Behind the labor officialdom stand the arch-enemies of the working class, the Stalinists. They are the most conscious and therefore the cleverest opponents of genuine independent political action by labor and are especially vigorous in their fight against any kind of organizational steps that would lead to the formation of a Labor Party.
One of the oldest arguments used against a Labor Party is that it would upset the two-party system in this country. But you might ask: What is so all-fired holy about the two-party system? Certainly experience shows that the two-party system, especially when it is represented by the Republican and Democratic Parties, as it has been for so many years, is really a choice between tweedledum and tweedledee.
The two-party system is a bad tradition for labor. It means choosing between two capitalist, anti-labor political parties, that is, parties of big business.
When the capitalists and their servants defend the two-party system it is because they fear a party of labor and do everything in their power to prevent its formation. In their success lies their political strength.
When the labor movement accepts the two-party system it is merely aiding the parties of big business and weakening the political and economic position of the workers.
In the light of the above, it is easy to see how harmful the CIO political policy is today. I do not speak about the AFL now because that organization with its old and foggy leadership is reactionary, politically speaking. It continues to adhere to a policy of “reward your friends, and punish your enemies.” This has meant support of either Republican or Democratic candidates and has usually meant no support to any third progressive or labor party.
But the CIO gave promise of progressive labor political action in its early years. More recently, local unions and officials have spoken out openly in favor of a Labor Party and genuine independent political action by the trade union movement.
The CIO officialdom, however, has become very active politically – but also in a reactionary way. They too oppose genuine political labor action and the formation of an independent Labor Party.
Instead of pursuing such a progressive course, the CIO executive board set up a “Political Action Committee.” There are obviously two reasons which led to the formation of this committee:
- to mobilize support for Roosevelt and his party of big business and poll-tax Southerners;
- to head off any movement for a Labor Party, which would defeat the first purpose.
And who was placed at the head of this committee?

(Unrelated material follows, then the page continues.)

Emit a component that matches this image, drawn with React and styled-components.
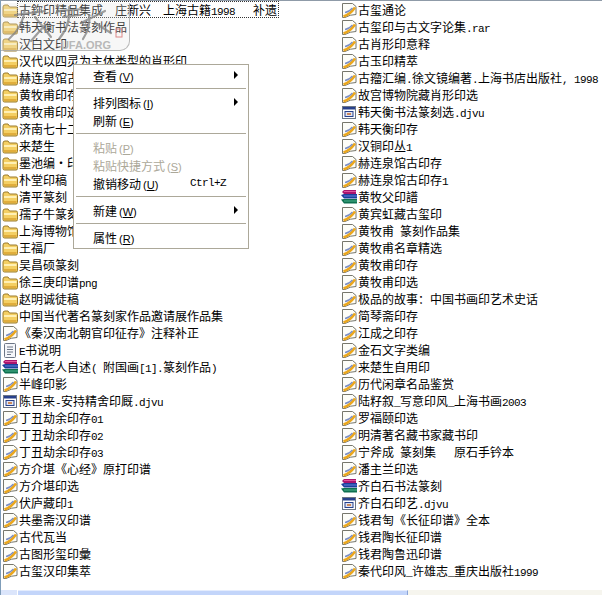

None other than Sidney Hillman, the social worker-union leader, who, as the Maryland Labor Herald says, “is losing caste among the members of the union he heads because he thinks fifty cents an hour should be top pay for members of his union who work in cotton goods.”
Hillman is not carrying on independent political action. He is playing boss politics. He is acting as a henchman of the Democratic Party national machine. This is revealed not only by the policy which his committee pursues, but most alarmingly by the assistants he has chosen.
As his first assistant, Hillman has chosen C.B. Baldwin, former administrator in the Farm Security Administration, a Roosevelt appointee, and not a member of the labor movement in any way.
As director of CIO political activities in Illinois, Indiana and Wisconsin, Hillman named Raymond C. McKeough, former Democratic member of the House and long-time politician associated with the Kelly-Nash-Horner machine in Illinois.
Isn’t it as plain as day that the politics of the CIO under Hillman and the executive board is essentially the same as that of the AFL officialdom? The only difference is that the AFL has not yet decided which boss party it will support, while the CIO Political Action Committee is unmistakably pro-Democratic Party.
What has this to do with independent political action by labor? What has it to do with an independent Labor Party? Exactly nothing!
The only thing that can be gained from such policies is another defeat for labor. It is more than high-time to call a halt to this kind of political action.
It is necessary now more, than ever for the ranks of the trade union movement, and the union movement as a whole, to embark on a determined course which would lead to the formation of a Labor Party to fight for the economic and political interests of the whole working class.